What this task involves: Lift out, unaltered, the lines of the material below between the line holding "Reproduce this table" and the line holding "import React from", counting both.

## begin Provided data

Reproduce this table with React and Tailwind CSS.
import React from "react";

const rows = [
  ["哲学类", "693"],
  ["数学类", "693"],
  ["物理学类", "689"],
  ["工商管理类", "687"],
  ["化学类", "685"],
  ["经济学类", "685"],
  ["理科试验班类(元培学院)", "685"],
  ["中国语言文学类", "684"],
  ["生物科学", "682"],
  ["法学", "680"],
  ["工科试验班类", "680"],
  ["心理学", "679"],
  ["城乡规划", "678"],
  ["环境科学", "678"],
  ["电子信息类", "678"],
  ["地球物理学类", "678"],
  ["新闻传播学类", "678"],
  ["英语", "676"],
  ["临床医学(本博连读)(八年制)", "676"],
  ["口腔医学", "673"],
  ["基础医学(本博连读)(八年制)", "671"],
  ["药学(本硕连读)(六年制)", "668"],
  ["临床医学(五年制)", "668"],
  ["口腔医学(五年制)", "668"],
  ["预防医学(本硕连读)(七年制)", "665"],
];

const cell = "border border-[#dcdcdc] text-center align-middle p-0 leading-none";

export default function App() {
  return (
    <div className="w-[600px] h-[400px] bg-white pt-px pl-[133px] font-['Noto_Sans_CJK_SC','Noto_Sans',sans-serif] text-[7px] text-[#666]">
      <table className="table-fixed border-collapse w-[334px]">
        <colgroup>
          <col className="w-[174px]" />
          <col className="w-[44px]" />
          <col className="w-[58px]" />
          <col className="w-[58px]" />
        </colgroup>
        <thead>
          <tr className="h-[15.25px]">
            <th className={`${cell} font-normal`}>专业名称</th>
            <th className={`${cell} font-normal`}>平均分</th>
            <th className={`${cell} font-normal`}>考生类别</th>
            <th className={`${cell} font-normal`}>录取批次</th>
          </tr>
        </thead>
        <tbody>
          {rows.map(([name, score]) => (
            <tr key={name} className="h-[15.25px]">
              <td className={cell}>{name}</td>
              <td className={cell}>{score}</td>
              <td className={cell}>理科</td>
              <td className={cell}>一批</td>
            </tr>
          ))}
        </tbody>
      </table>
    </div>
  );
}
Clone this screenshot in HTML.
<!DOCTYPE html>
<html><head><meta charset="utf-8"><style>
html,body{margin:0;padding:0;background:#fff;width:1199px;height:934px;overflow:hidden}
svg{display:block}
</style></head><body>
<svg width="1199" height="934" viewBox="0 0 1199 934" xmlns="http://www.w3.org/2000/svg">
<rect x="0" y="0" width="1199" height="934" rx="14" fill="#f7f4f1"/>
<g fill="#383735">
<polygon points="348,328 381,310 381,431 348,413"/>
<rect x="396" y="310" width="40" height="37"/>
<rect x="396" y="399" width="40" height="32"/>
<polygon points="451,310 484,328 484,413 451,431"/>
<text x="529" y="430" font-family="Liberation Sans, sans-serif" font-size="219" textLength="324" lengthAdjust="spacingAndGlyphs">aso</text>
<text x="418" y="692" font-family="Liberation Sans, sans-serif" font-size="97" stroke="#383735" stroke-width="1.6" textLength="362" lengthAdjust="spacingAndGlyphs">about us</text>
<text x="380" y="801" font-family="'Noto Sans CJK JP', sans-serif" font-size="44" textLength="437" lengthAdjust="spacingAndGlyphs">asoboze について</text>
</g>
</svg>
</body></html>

## end Provided data
## begin Provided data

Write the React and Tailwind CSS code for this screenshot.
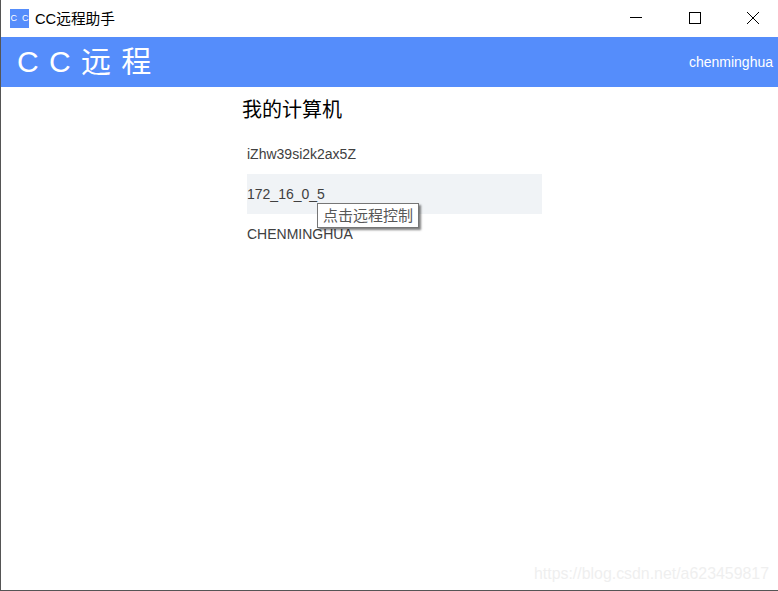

## end Provided data

Completed exercise:
Reproduce this table with React and Tailwind CSS.
import React from "react";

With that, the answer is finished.